I think you need around 20 posts to be able to send a private message. I'll shoot you a PM if you can receive them, with my email address in case any more questions come up, although asking in here, you'll get a lot of good advice from other people ... who tend to know a lot more than I do about search engines.
The way I look at articles is that they don't improve my ranking for existing pages, but they make my site come up in searches I would have missed out on without them. Plenty of traffic for things like "how to Photoshop black and white" or "make a portrait soft focus." The articles tend to work better as link bait than normal pages; I have links from forums in several different languages I can't understand, pointing at my articles, to go along with photos someone else is posting. Now, the goal is for people to find my site through the articles, and then go look at the photos ... if they learn a neat trick and then leave, it doesn't help me all that much. Although it does help get my name out.

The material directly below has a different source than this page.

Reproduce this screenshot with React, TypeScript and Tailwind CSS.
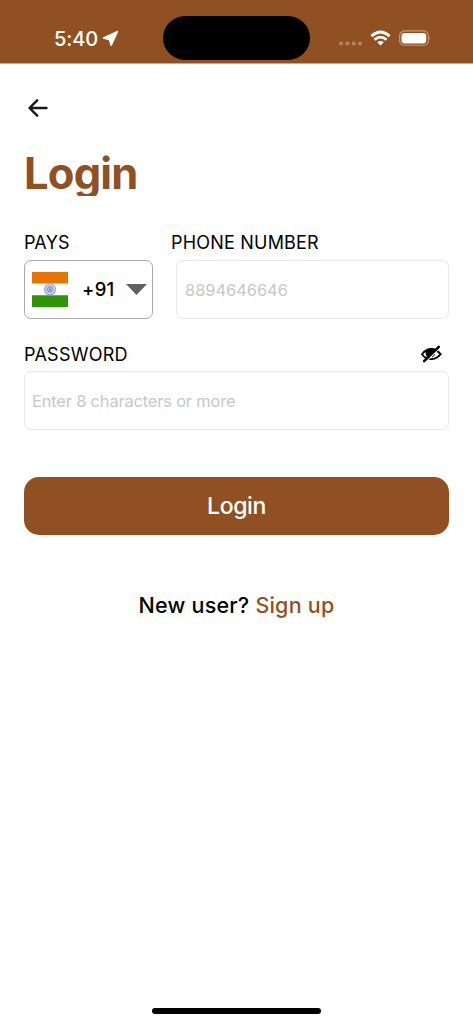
import React from "react";

function StatusBar() {
  return (
    <header className="flex h-16 shrink-0 border-b border-[#c9a88e] bg-[#905022] text-white">
      <div className="flex h-[22px] w-[108px] items-center pl-[54px] mt-[28px] text-[20px] font-medium leading-[22px] tracking-[-0.1px]">
        5:40
      </div>
      <svg className="-ml-[6px] mt-[30px] h-[18px] w-[18px]" viewBox="0 0 18 18" fill="#fff" stroke="#fff" strokeWidth="1.6" strokeLinejoin="round">
        <path d="M1.6 8 15.3 1.6 9.2 15.2 7.6 9.8Z" />
      </svg>
      <div className="ml-[43px] mt-4 h-[43.5px] w-[147px] rounded-full bg-black" />
      <svg className="ml-[28px] mt-[40px] h-[6px] w-6" viewBox="0 0 24 6" fill="#b28568">
        <circle cx="3" cy="3.4" r="2" /><circle cx="9.4" cy="3.4" r="2" />
        <circle cx="15.7" cy="3.4" r="2" /><circle cx="22" cy="3.4" r="2" />
      </svg>
      <svg className="ml-[8px] mt-[30px] h-[17px] w-[21px]" viewBox="0 0 21 17" fill="none" stroke="#fff" strokeWidth="2.8">
        <path d="M1.4 6.1Q10.5-2.1 19.6 6.1M4.5 9.7Q10.5 4.5 16.5 9.7" />
        <path d="M7.2 12.2Q10.5 9.6 13.8 12.2L10.5 15.6Z" fill="#fff" stroke="none" />
      </svg>
      <svg className="ml-[8px] mt-[30px] h-[17px] w-8" viewBox="0 0 32 17" fill="none">
        <rect x=".6" y=".9" width="28.8" height="14.4" rx="4.8" stroke="#c39a7c" strokeWidth="1.1" />
        <rect x="2.5" y="2.9" width="24.7" height="10.5" rx="3" fill="#fff" />
        <path d="M30.5 6Q32 8 30.5 10.4Z" fill="#c39a7c" />
      </svg>
    </header>
  );
}

function Flag() {
  return (
    <svg className="h-[35px] w-[36px]" viewBox="0 0 36 35">
      <path fill="#fff" d="M0 0h36v35H0z" />
      <path fill="#e87502" d="M0 0h36v11.5H0z" />
      <path fill="#309404" d="M0 23.3h36V35H0z" />
      <circle cx="18" cy="17.4" r="5.4" fill="#cbd5eb" stroke="#8ea5d5" strokeWidth="1.2" />
      <circle cx="18" cy="17.4" r="2.7" fill="#b3c1e2" stroke="#7189c5" />
      <circle cx="18" cy="17.4" r="1" fill="#6079bd" />
    </svg>
  );
}

function HiddenEye() {
  return (
    <svg className="h-[20px] w-[22px]" viewBox="0 0 22 20" fill="none">
      <path d="M2 9.2Q6 4 11 4T20.7 9.2Q16.5 14.2 11 14.2T2 9.2Z" stroke="#000" strokeWidth="1.8" />
      <path d="M6.2 5Q10.8 2.7 15.5 4L7.7 13Q4.2 8.6 6.2 5Z" fill="#000" />
      <path d="m5.6 17.1 14-14" stroke="#fff" strokeWidth="1.2" />
      <path d="M4.1 16.2 18.8 1.8" stroke="#000" strokeWidth="2.5" strokeLinecap="round" />
      <path d="m12 12.2 3-2.8" stroke="#000" strokeWidth="1" />
    </svg>
  );
}

export default function App() {
  return (
    <main className="flex h-[1024px] w-[473px] flex-col overflow-hidden bg-white font-['Inter',sans-serif] text-black">
      <StatusBar />
      <div className="flex flex-1 flex-col px-6">
        <button className="mt-[34px] ml-[4px] h-[20px] w-[20px]" aria-label="Back">
          <svg viewBox="0 0 20 20" className="h-5 w-5" fill="none" stroke="#17171a" strokeWidth="2.4" strokeLinecap="round" strokeLinejoin="round">
            <path d="M18.5 10H1.8M9.2 2.3 1.5 10l7.7 7.7" />
          </svg>
        </button>
        <h1 className="mt-[28px] h-[50px] w-[200px] overflow-hidden text-[43.5px] font-bold leading-[55px] tracking-[-0.8px] text-[#905022]">Login</h1>
        <div className="mt-[35px] flex h-6 text-[18px] leading-6">
          <label className="w-[147px] tracking-[0.2px]">PAYS</label>
          <label className="tracking-[0.2px]">PHONE NUMBER</label>
        </div>
        <div className="mt-[5px] flex h-[59px] gap-[23px]">
          <button className="flex w-[129px] items-center rounded-[7px] border border-[#a9a9a9] pl-[7px]">
            <Flag />
            <span className="ml-[14px] w-[44px] text-left text-[18.5px] font-medium tracking-[0.3px]">+91</span>
            <svg className="h-[11px] w-[21px]" viewBox="0 0 21 11"><path d="M0 0h21L10.5 11Z" fill="#606060" /></svg>
          </button>
          <input aria-label="Phone number" placeholder="8894646646" className="h-[59px] w-[273px] rounded-[7px] border border-[#e8e8e8] px-2 text-[16.4px] outline-none placeholder:text-[#c7c7c7]" />
        </div>
        <div className="mt-[24px] flex h-6 items-center justify-between pr-[7px]">
          <label className="text-[18px] leading-6 tracking-[0.25px]">PASSWORD</label>
          <HiddenEye />
        </div>
        <input aria-label="Password" placeholder="Enter 8 characters or more" className="mt-[4px] h-[59px] w-full shrink-0 rounded-[7px] border border-[#e8e8e8] px-[7px] text-[16.4px] tracking-[-0.15px] outline-none placeholder:text-[#c7c7c7]" />
        <button className="mt-[47px] h-[58px] w-full shrink-0 rounded-[15px] bg-[#905022] text-[23px] font-medium tracking-[-0.35px] text-white">Login</button>
        <p className="mt-[54px] flex h-8 items-center justify-center whitespace-pre text-[21.5px] font-medium tracking-[0.22px]">New user? <a className="text-[#905022]">Sign up</a></p>
      </div>
      <div className="mx-auto mb-[10px] h-[6px] w-[169px] rounded-full bg-black" />
    </main>
  );
}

I lived in Bernal Heights for a few years. The San Francisco Craigslist expires ads after seven days, so you can create a temporary link, but it's going to vanish pretty quickly. Those won't help much or at all with search engine ranking. I haven't advertised on CL in a while, but I've done a number of portraits there. Again, it can bring good traffic, people who are interested in buying a specific print or having something photographed as a service, it just doesn't help SEO.
On the other hand, you can go to
http://www.aboutus.org/ForrestCroce.com and create a listing pretty easily, and the same with other directories. These are low quality links, but maybe better than not having them. I'd also look into
http://www.photosig.com/go/photos; you can upload a photo to be critiqued by the community, and you're allowed to put a link in the photo's description. They use pop-ups, though - I have a blocker, so it doesn't bother me, but buyer beware...
You should watermark the photos you post on Craigslist, or your friend should. That comes from personal experience, someone grabbed some of my portraits, put them on MySpace, and claimed to have shot them. On a PC, holding down alt and typing out 0169 on the numeric keypad gets you a copyright symbol.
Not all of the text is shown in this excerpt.